═══ Given information

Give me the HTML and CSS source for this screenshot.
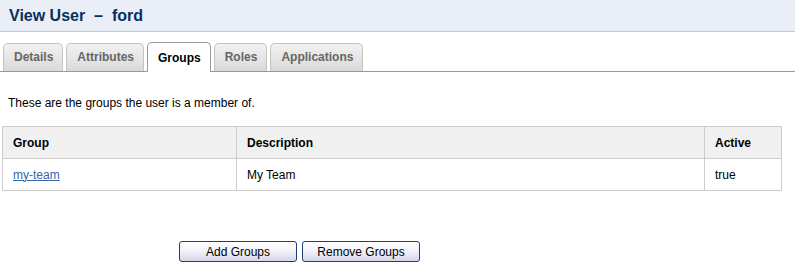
FILE: index.html
```html
<!DOCTYPE html>
<html>
<head>
    <title>View User - ford</title>
    <link rel="stylesheet" href="styles.css">
</head>
<body>
    <div class="page-header">
        <h1>View User &nbsp;&ndash;&nbsp; ford</h1>
    </div>

    <div class="tabs">
        <a class="tab" href="#">Details</a>
        <a class="tab" href="#">Attributes</a>
        <a class="tab active" href="#">Groups</a>
        <a class="tab" href="#">Roles</a>
        <a class="tab" href="#">Applications</a>
    </div>

    <div class="content">
        <p class="intro">These are the groups the user is a member of.</p>

        <table class="groups">
            <thead>
                <tr>
                    <th class="col-group">Group</th>
                    <th class="col-desc">Description</th>
                    <th>Active</th>
                </tr>
            </thead>
            <tbody>
                <tr>
                    <td><a href="#">my-team</a></td>
                    <td>My Team</td>
                    <td>true</td>
                </tr>
            </tbody>
        </table>

        <div class="actions">
            <button>Add Groups</button>
            <button>Remove Groups</button>
        </div>
    </div>
</body>
</html>
```

FILE: styles.css
```css
body {
    font-family: "Liberation Sans", Arial, sans-serif;
    font-size: 12px;
    color: #000;
    margin: 0;
    background: white;
}
.page-header {
    background: #e9eef7;
    border-bottom: 1px solid #b9cbe3;
    height: 31px;
}
h1 {
    margin: 0;
    padding: 6px 0 0 9px;
    font-size: 16px;
    line-height: 20px;
    color: #0b2f5b;
    font-weight: bold;
}
.tabs {
    display: flex;
    align-items: flex-end;
    margin-top: 10px;
    padding-left: 3px;
    border-bottom: 1px solid #999;
    height: 29px;
}
.tab {
    display: block;
    height: 27px;
    line-height: 27px;
    padding: 0 9px 0 10px;
    margin-right: 3px;
    border: 1px solid #c4c4c4;
    border-bottom: none;
    border-radius: 5px 5px 0 0;
    background: linear-gradient(#f2f2f2, #d9d9d9);
    color: #666;
    font-weight: bold;
    text-decoration: none;
}
.tab.active {
    height: 29px;
    line-height: 30px;
    margin-bottom: -1px;
    background: white;
    border-color: #999;
    color: #000;
}
.content {
    padding: 0 2px;
}
.intro {
    margin: 23px 0 0 6px;
    line-height: 16px;
}
table.groups {
    width: 780px;
    border-collapse: collapse;
    margin-top: 15px;
}
.groups th, .groups td {
    border: 1px solid #ccc;
    padding: 0 10px;
    height: 31px;
    text-align: left;
}
.groups th {
    background: #f0f0f0;
    font-weight: bold;
}
.col-group {
    width: 213px;
}
.col-desc {
    width: 447px;
}
.groups a {
    color: #3366aa;
}
.actions {
    display: flex;
    gap: 5px;
    margin-top: 50px;
    padding-left: 177px;
}
.actions button {
    width: 118px;
    height: 21px;
    font-family: "Liberation Sans", Arial, sans-serif;
    font-size: 12px;
    color: #000;
    border: 1px solid #1f3f6e;
    border-radius: 3px;
    background: linear-gradient(#ffffff, #f2f3fa 45%, #d4d7ea);
    padding: 0;
}
```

══════

*What you need to do*: Could you repeat all of the material exactly? Pictures should not be copied.

*Answer to the exercise*:
Give me the HTML and CSS source for this screenshot.
FILE: index.html
```html
<!DOCTYPE html>
<html>
<head>
    <title>View User - ford</title>
    <link rel="stylesheet" href="styles.css">
</head>
<body>
    <div class="page-header">
        <h1>View User &nbsp;&ndash;&nbsp; ford</h1>
    </div>

    <div class="tabs">
        <a class="tab" href="#">Details</a>
        <a class="tab" href="#">Attributes</a>
        <a class="tab active" href="#">Groups</a>
        <a class="tab" href="#">Roles</a>
        <a class="tab" href="#">Applications</a>
    </div>

    <div class="content">
        <p class="intro">These are the groups the user is a member of.</p>

        <table class="groups">
            <thead>
                <tr>
                    <th class="col-group">Group</th>
                    <th class="col-desc">Description</th>
                    <th>Active</th>
                </tr>
            </thead>
            <tbody>
                <tr>
                    <td><a href="#">my-team</a></td>
                    <td>My Team</td>
                    <td>true</td>
                </tr>
            </tbody>
        </table>

        <div class="actions">
            <button>Add Groups</button>
            <button>Remove Groups</button>
        </div>
    </div>
</body>
</html>
```

FILE: styles.css
```css
body {
    font-family: "Liberation Sans", Arial, sans-serif;
    font-size: 12px;
    color: #000;
    margin: 0;
    background: white;
}
.page-header {
    background: #e9eef7;
    border-bottom: 1px solid #b9cbe3;
    height: 31px;
}
h1 {
    margin: 0;
    padding: 6px 0 0 9px;
    font-size: 16px;
    line-height: 20px;
    color: #0b2f5b;
    font-weight: bold;
}
.tabs {
    display: flex;
    align-items: flex-end;
    margin-top: 10px;
    padding-left: 3px;
    border-bottom: 1px solid #999;
    height: 29px;
}
.tab {
    display: block;
    height: 27px;
    line-height: 27px;
    padding: 0 9px 0 10px;
    margin-right: 3px;
    border: 1px solid #c4c4c4;
    border-bottom: none;
    border-radius: 5px 5px 0 0;
    background: linear-gradient(#f2f2f2, #d9d9d9);
    color: #666;
    font-weight: bold;
    text-decoration: none;
}
.tab.active {
    height: 29px;
    line-height: 30px;
    margin-bottom: -1px;
    background: white;
    border-color: #999;
    color: #000;
}
.content {
    padding: 0 2px;
}
.intro {
    margin: 23px 0 0 6px;
    line-height: 16px;
}
table.groups {
    width: 780px;
    border-collapse: collapse;
    margin-top: 15px;
}
.groups th, .groups td {
    border: 1px solid #ccc;
    padding: 0 10px;
    height: 31px;
    text-align: left;
}
.groups th {
    background: #f0f0f0;
    font-weight: bold;
}
.col-group {
    width: 213px;
}
.col-desc {
    width: 447px;
}
.groups a {
    color: #3366aa;
}
.actions {
    display: flex;
    gap: 5px;
    margin-top: 50px;
    padding-left: 177px;
}
.actions button {
    width: 118px;
    height: 21px;
    font-family: "Liberation Sans", Arial, sans-serif;
    font-size: 12px;
    color: #000;
    border: 1px solid #1f3f6e;
    border-radius: 3px;
    background: linear-gradient(#ffffff, #f2f3fa 45%, #d4d7ea);
    padding: 0;
}
```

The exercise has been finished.